Saturday, March 19, 2022

She's got my vote if she wants it

And finally Stacey Abrams isn't president of Earth. I know it's hard for you guys at National Review to understand the difference, but that's a TV show.

Apparently National Review is all bent out of shape about a cameo appearance by Stacey Abrams as "United Earth President" on the Paramount series Star Trek: Discovery

Stacey Abrams Does Not Deserve to Be President of Earth

thunders Jack Butler:

Jim [Geraghty] has covered the Star Trek criticism, so I’ll focus on Stacey Abrams. Abrams is, at this time, most famous for losing the 2018 Georgia gubernatorial election and then proceeding to deny she had lost it, behavior that Georgia secretary of state Brad Raffensperger has convincingly argued is morally indistinguishable from — and helped set the stage for — former president Donald Trump’s behavior after the 2020 presidential election.

And earlier this week, Matt Mashburn, a member of Georgia’s state elections board, argued that the House January 6 Committee’s decision to pursue the legal argument that those who argued the 2020 election* did so knowing this was false and then raised money off of it anyway are guilty of fraud should make Abrams, who has profited handsomely in her own way from her election denial, nervous. As Spock once said, sauce for the goose.

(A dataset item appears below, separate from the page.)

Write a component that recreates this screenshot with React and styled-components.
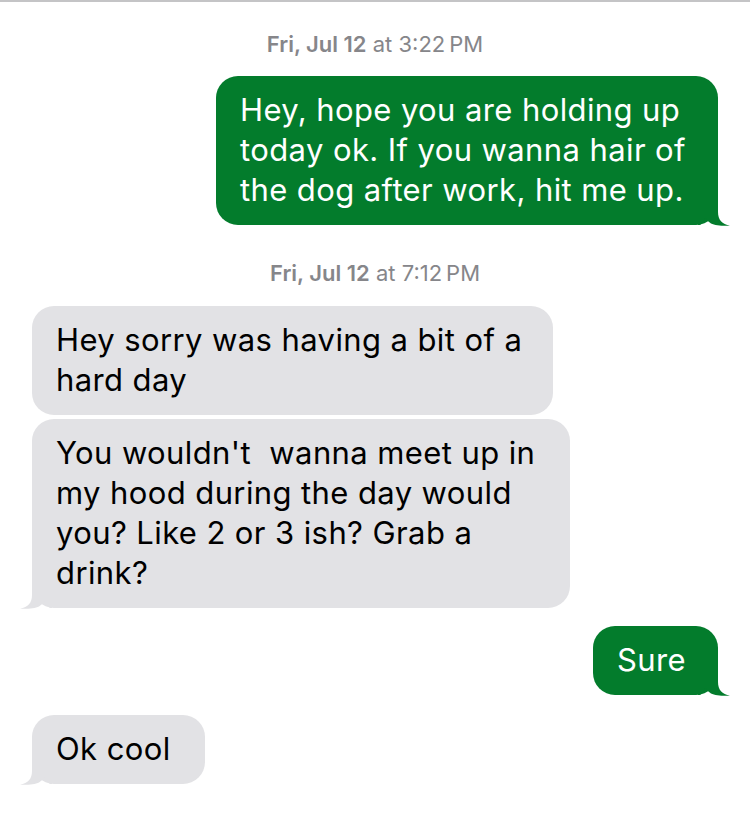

*Some words like "that the 2020 election was rigged" seem to have wandered away from the sentence at this point, arguably frightened off by all the argle-bargle that precedes it in the pancake of relative clauses. We'll come to that presently.

I don't know about The Corner, but in my house Abrams is more famous as the architect of Democratic victories in Georgia in November 2020 and January 2021 that gave the party the White House and the Senate majority.

Also, Raffensperger's argument may have been convincing in the National Review offices, which published it in March 2021 by way of blaming Abrams for the January 6 coup attempt, but it's not convincing to me. One way in which you could morally distinguish Abrams's conduct from Donald Trump's would be to note that Abrams acknowledged her defeat on November 16 2018, ten days after the election, however grudgingly ("I can certainly bring a new case to keep this one contest alive, but I don’t want to hold public office if I need to scheme my way into the post"), while Trump never really did give up, even when he got close seven months after his election (telling Sean Hannity "We didn’t win, but let’s see what happens on that") .

Nor is it correct to suggest that there was no evidence of vote suppression in the 2018 gubernatorial election, run by Raffensperger's predecessor, Brian Kemp, while he was running for governor; it just wasn't sufficient evidence, as Richard Hasen has explained, in part because you could never be sure whether Kemp was wrecking things on purpose or just incredibly bad at his job:

Hasen described Kemp as "perhaps the most incompetent state chief elections officer" in the 2018 elections and said it was "hard to tell" which of Kemp's "actions were due to incompetence and which were attempted suppression [but] "there is no question that Georgia in general and Brian Kemp in particular took steps to make it harder for people to register and vote, and that those people tended to skew Democratic.."[7]

In particular,

The Washington Post reported that "more than 200 polling places" across Georgia were closed in the 2018 election, "primarily in poor and minority neighborhoods. Voters reported long lines, malfunctioning voting machines and other problems that delayed or thwarted voting in those areas." (The Atlanta Journal-Constitution found that "precinct closures and longer distances likely prevented an estimated 54,000 to 85,000 voters from casting ballots" on the 2018 Election Day.) 

Since Kemp's margin of victory in the final count was about 55,000 votes, those forms of suppression could easily account for the whole thing. We'll just never know.

So Abrams may have been wrong to insist that the election was "stolen", but she's easily morally distinguishable from Trump. Hasen criticizes her harshly for not quite conceding the election, but praises her for the positive action she took subsequently not on her own behalf but that of Georgia's voters:

In a massive lawsuit filed against—oops!—the office of Brad Raffensperger. (The suit mostly lost, in the end, in federal court, but led to improvements in Georgia election law that certainly helped achieve a fairer result in the 2020 election and January runoffs.)

As to Rep. Mashburn's argument (also published in the National Review) about arguing about arguing, which argues that if Trump should be charged with wire fraud for his Stop the Steal grift then Abrams should too, no, no, no. Abrams didn't do anything resembling this:

Former President Donald J. Trump and the Republican Party leveraged false claims of voter fraud and promises to overturn the election to raise more than a quarter-billion dollars in November and December as hundreds of thousands of trusting supporters listened and opened their wallets.

But the Trump campaign spent only a tiny fraction of its haul on lawyers and other legal bills related to those claims. Instead, Mr. Trump and the G.O.P. stored away much of the money — $175 million or so — even as they continued to issue breathless, aggressive and often misleading appeals for cash that promised it would help with recounts, the rooting out of election fraud and even the Republican candidates’ chances in the two Senate runoff races in Georgia.

This is what Stacey Abrams raises money for (make a donation if you get a chance). And these fools should really be able to tell the difference.